EXCERPTED DATA:

..........

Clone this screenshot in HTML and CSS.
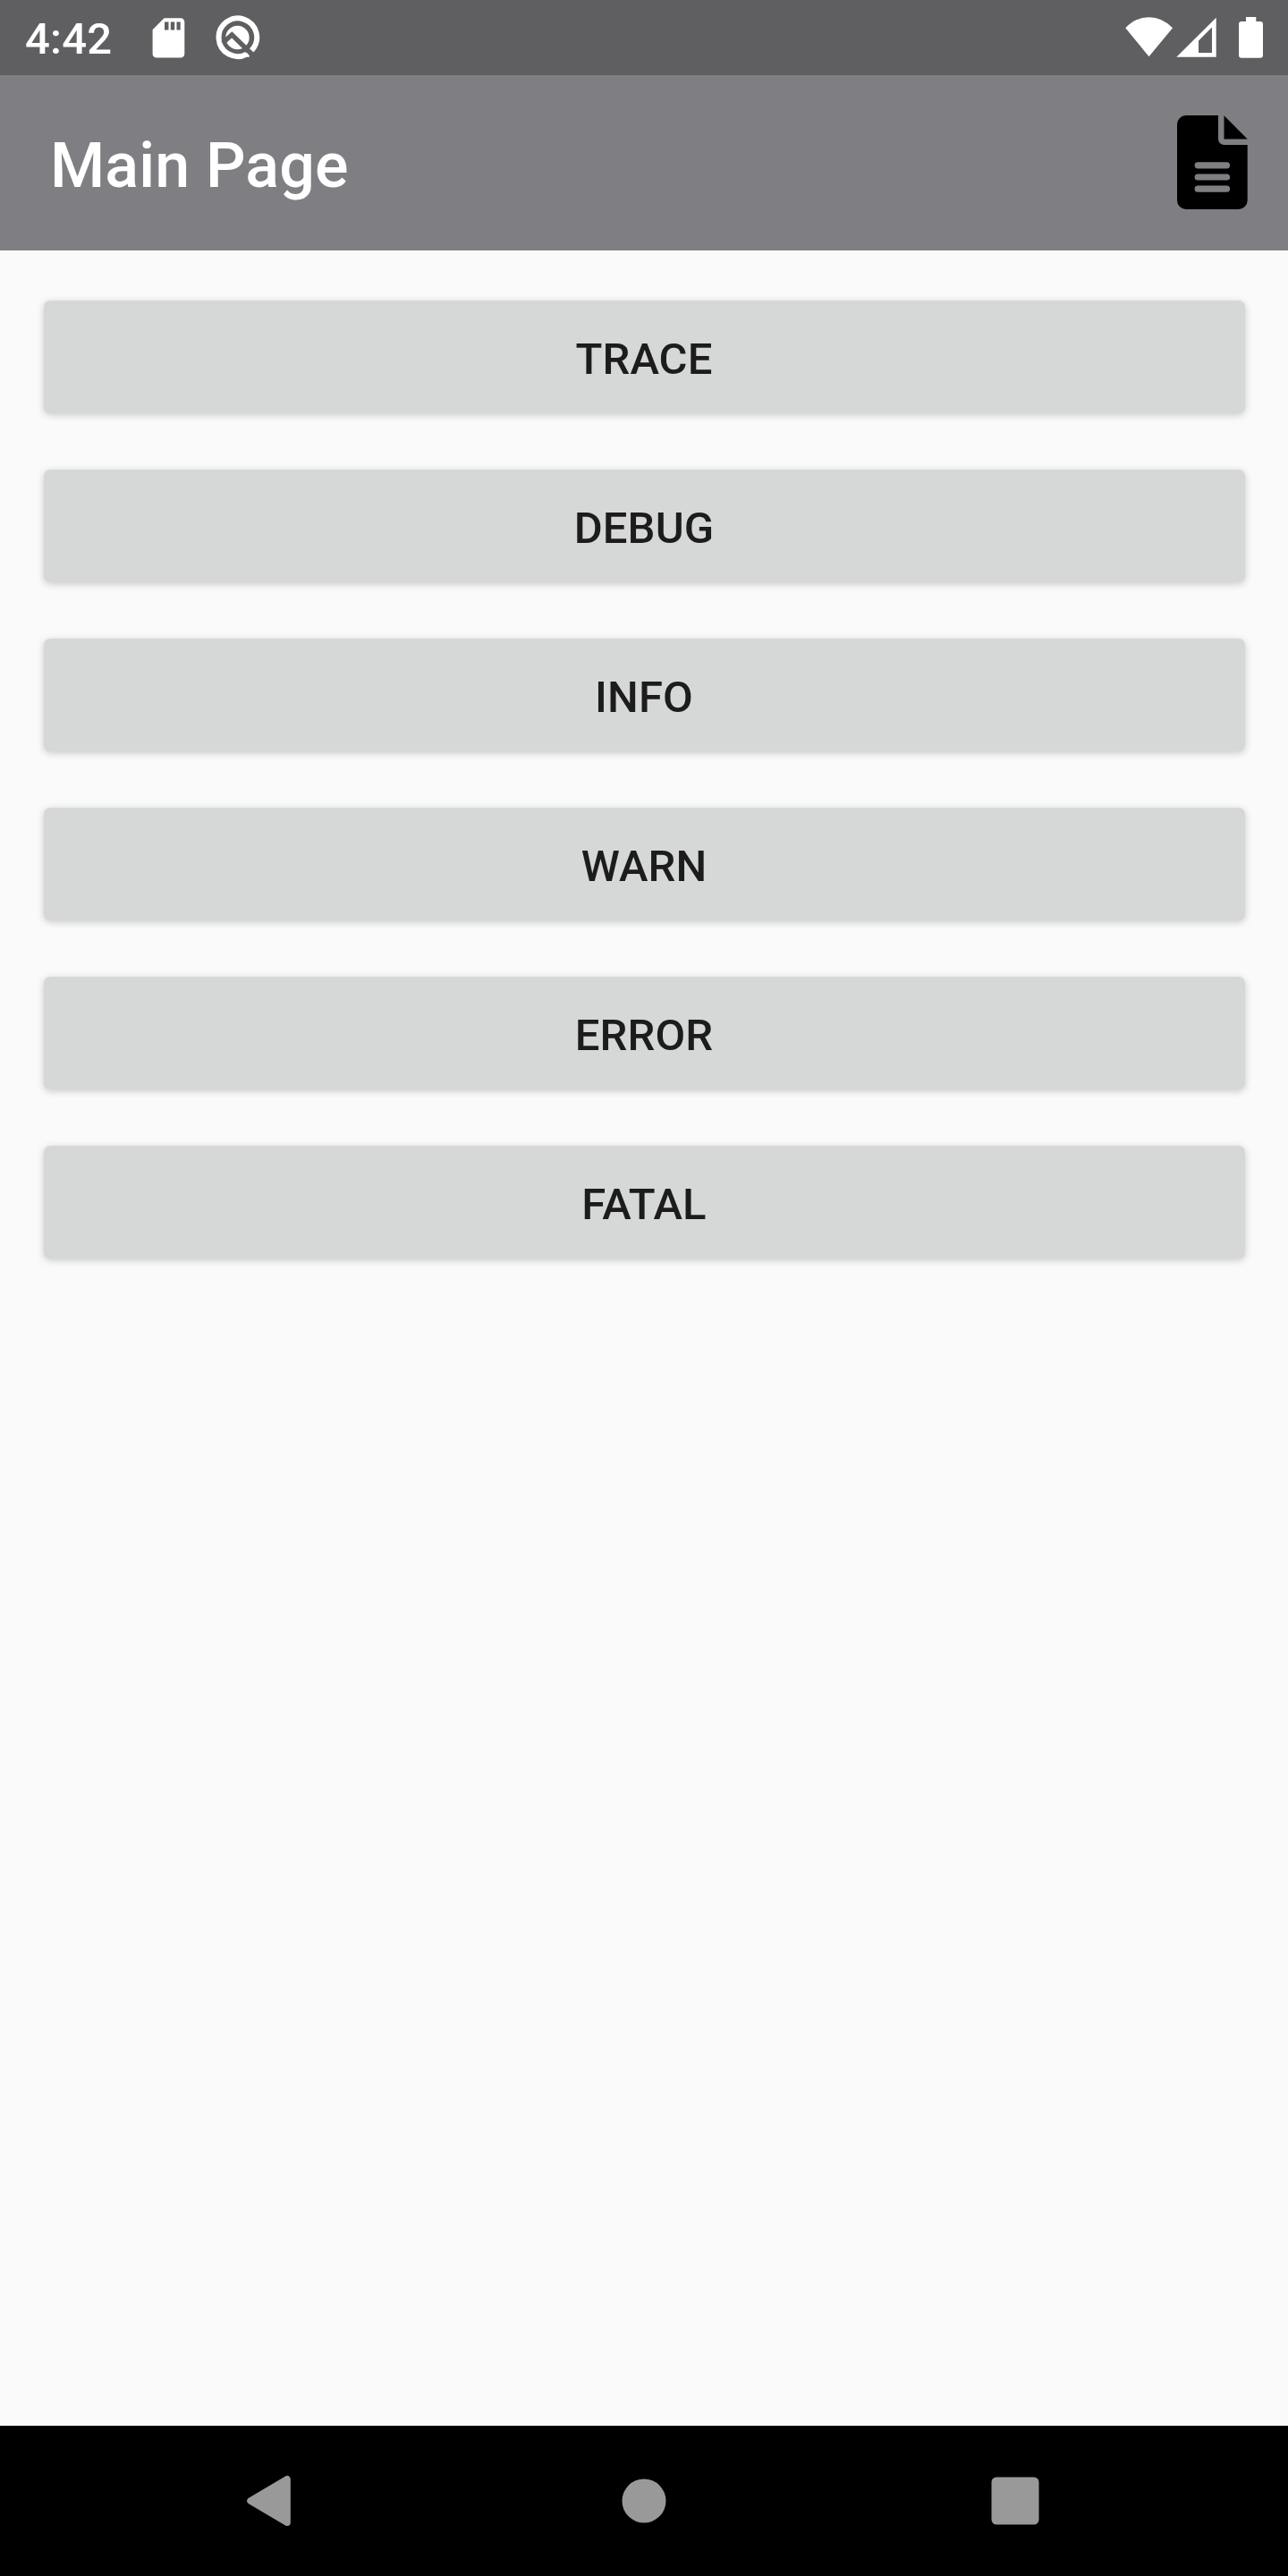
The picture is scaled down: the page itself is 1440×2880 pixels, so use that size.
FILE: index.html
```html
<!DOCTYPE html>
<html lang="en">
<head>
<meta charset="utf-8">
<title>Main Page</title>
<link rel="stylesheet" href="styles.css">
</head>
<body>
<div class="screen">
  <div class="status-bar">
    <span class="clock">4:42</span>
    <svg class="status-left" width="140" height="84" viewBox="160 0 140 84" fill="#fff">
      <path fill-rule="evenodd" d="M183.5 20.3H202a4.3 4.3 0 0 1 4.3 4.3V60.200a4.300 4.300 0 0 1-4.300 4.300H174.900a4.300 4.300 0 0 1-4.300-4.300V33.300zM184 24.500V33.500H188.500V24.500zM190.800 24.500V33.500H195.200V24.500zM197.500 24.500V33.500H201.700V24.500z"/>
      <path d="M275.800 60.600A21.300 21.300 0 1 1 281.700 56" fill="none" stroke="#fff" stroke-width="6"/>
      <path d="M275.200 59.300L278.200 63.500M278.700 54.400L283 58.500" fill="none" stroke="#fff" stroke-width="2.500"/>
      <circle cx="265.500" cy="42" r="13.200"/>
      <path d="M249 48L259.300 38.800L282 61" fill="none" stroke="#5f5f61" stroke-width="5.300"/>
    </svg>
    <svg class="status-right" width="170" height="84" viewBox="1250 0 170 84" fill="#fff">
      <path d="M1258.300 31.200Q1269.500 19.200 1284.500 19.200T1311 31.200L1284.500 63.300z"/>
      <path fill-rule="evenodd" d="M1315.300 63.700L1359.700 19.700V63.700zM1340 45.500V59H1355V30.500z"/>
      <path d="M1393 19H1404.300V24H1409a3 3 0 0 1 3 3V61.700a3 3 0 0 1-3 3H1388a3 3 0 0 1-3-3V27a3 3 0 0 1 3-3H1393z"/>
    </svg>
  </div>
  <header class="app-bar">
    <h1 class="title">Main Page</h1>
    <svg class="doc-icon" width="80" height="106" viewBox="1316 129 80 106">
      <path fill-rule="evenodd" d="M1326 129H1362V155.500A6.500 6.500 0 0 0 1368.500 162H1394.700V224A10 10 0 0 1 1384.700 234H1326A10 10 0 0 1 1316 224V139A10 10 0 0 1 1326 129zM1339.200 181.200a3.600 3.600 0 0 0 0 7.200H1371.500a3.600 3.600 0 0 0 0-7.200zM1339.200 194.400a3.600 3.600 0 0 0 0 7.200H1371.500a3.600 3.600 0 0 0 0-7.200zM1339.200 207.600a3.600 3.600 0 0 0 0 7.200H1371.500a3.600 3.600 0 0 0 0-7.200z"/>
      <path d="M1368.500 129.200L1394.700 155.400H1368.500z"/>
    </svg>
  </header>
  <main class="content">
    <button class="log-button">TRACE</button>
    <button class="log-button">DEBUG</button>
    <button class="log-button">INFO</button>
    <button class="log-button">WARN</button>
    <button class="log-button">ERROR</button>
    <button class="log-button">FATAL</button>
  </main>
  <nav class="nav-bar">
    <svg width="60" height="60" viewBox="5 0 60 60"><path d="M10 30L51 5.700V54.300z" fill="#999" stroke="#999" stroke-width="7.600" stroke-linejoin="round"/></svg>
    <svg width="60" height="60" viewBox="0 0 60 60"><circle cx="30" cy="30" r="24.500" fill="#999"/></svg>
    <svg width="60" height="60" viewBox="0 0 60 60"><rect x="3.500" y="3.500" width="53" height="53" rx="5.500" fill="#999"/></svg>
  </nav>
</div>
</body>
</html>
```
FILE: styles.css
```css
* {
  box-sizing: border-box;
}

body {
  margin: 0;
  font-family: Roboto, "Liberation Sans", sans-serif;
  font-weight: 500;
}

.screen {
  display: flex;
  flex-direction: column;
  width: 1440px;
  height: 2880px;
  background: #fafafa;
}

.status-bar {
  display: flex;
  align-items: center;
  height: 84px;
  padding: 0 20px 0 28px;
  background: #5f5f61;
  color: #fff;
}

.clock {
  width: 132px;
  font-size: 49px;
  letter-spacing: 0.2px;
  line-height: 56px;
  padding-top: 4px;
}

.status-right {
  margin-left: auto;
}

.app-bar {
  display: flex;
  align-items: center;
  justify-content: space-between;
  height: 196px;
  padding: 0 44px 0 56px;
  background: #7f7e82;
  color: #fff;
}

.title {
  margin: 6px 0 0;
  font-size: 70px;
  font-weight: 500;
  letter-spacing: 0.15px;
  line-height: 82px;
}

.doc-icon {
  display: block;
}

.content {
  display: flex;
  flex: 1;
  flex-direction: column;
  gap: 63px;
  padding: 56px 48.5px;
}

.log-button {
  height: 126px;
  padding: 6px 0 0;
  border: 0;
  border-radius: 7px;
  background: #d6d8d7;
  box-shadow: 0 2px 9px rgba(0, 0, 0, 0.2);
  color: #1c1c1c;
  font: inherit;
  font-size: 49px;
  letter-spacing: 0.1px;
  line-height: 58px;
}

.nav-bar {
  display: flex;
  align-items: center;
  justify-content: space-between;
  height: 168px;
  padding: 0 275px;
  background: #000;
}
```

..........

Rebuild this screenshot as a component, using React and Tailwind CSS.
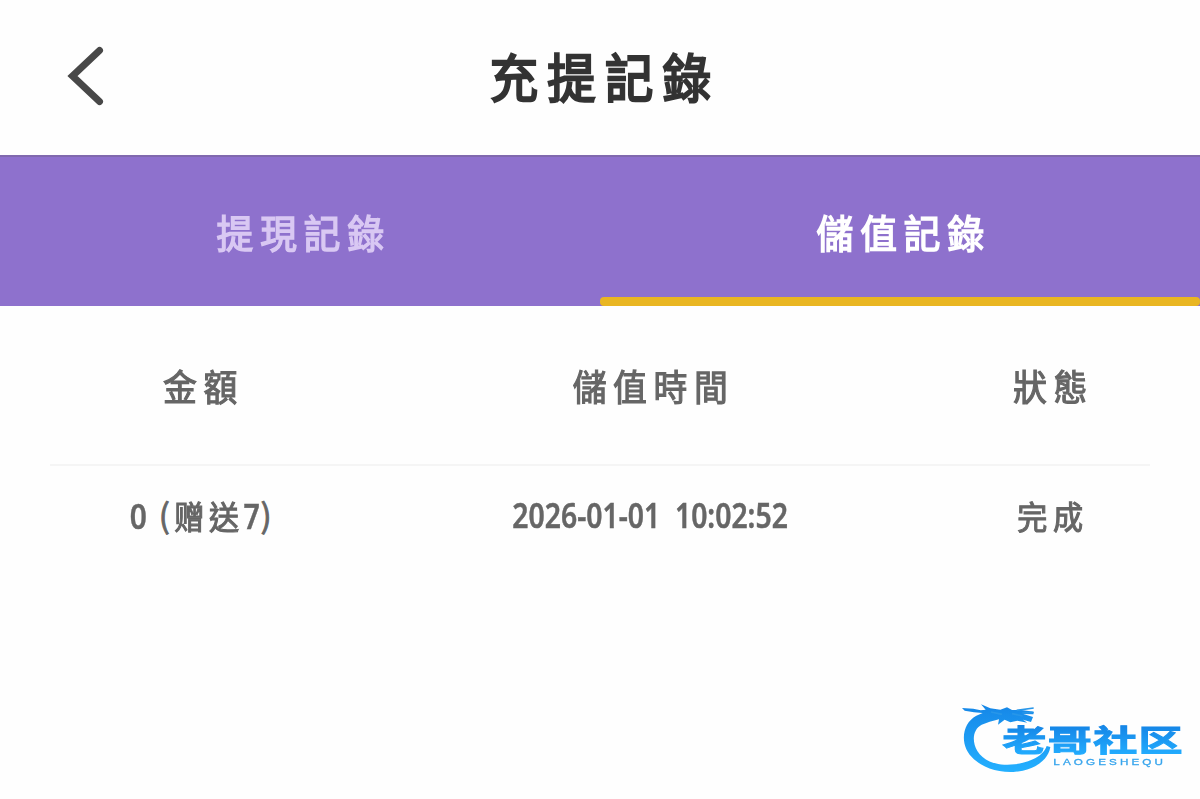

..........

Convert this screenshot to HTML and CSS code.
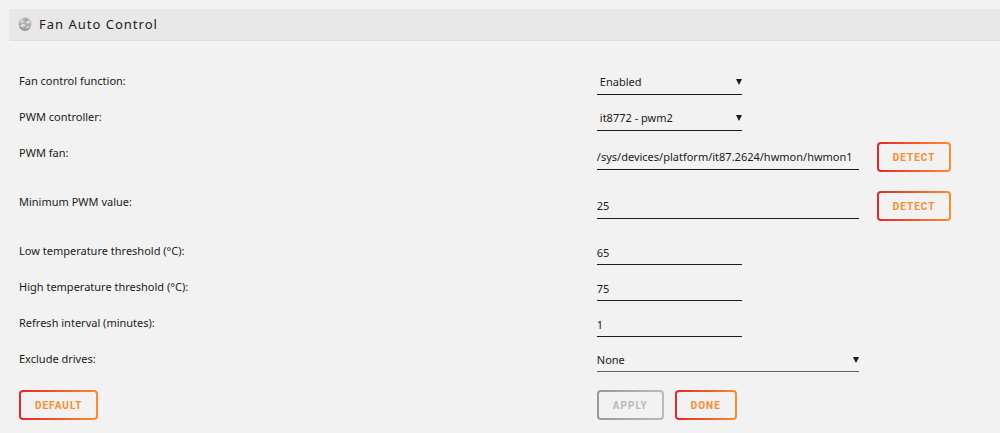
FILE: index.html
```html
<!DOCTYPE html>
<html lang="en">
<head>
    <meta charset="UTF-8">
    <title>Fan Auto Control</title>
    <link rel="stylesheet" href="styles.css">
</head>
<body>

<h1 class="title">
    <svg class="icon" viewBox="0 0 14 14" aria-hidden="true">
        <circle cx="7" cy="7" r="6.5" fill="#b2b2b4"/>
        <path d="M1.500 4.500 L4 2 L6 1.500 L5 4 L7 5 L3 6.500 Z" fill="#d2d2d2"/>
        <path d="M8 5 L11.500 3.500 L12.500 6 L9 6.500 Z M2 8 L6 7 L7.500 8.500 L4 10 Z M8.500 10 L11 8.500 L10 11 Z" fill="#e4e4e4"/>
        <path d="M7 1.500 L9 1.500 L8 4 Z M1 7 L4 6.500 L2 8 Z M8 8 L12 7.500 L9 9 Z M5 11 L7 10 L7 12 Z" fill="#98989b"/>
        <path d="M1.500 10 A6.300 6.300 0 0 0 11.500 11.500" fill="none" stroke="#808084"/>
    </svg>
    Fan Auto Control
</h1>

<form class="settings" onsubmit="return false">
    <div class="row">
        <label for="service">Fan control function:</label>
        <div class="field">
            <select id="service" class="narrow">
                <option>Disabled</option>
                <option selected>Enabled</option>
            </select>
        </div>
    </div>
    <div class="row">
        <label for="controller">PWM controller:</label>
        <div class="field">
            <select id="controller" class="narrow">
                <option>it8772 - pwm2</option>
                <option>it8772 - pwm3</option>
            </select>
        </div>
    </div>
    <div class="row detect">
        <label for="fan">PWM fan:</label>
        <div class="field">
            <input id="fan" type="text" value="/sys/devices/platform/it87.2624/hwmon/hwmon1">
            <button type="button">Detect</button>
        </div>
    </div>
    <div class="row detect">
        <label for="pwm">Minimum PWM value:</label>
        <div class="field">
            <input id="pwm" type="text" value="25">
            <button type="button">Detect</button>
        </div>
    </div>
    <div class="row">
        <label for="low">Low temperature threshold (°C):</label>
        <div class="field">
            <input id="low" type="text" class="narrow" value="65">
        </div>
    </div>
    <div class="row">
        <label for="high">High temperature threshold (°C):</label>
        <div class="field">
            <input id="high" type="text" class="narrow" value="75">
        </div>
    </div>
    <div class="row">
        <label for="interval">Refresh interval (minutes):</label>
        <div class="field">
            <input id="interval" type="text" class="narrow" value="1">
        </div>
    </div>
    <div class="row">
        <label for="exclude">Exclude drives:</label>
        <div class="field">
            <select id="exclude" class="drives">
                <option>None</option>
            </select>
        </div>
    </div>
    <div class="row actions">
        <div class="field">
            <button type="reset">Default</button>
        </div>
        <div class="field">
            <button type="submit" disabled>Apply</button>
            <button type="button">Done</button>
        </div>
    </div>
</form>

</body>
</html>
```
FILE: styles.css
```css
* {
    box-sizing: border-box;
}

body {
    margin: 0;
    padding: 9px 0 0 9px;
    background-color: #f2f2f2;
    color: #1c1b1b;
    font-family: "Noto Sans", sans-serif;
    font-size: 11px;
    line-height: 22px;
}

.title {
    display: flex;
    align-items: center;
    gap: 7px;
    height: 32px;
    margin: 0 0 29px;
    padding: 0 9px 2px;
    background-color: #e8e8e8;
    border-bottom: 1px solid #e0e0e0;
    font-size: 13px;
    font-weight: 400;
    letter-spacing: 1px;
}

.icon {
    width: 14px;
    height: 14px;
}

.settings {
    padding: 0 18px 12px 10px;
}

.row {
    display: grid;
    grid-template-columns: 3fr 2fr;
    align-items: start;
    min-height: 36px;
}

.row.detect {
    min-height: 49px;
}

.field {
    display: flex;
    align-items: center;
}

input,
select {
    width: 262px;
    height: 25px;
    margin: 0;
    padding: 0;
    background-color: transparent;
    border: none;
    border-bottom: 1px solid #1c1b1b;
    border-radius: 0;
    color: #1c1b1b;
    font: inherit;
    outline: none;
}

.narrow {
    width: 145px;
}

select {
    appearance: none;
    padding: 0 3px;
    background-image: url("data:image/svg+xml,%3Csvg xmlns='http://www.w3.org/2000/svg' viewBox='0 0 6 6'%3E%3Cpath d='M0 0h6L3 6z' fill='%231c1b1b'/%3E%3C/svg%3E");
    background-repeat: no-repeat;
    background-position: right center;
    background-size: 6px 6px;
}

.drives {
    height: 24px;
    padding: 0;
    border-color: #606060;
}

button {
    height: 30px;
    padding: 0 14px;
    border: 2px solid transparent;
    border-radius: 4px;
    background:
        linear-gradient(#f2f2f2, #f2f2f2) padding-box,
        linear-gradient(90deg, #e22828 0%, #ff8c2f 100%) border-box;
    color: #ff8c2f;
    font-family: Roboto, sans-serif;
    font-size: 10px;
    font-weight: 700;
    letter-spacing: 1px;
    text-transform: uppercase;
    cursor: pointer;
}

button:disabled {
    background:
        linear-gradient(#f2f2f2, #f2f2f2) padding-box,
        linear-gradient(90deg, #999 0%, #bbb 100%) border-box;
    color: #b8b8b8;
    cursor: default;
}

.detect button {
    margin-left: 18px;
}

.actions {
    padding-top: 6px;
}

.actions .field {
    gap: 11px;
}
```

..........

EXERCISE TASK: From the data above, copy each line where the string "this" appears.

TASK RESPONSE:
Clone this screenshot in HTML and CSS.
Rebuild this screenshot as a component, using React and Tailwind CSS.
Convert this screenshot to HTML and CSS code.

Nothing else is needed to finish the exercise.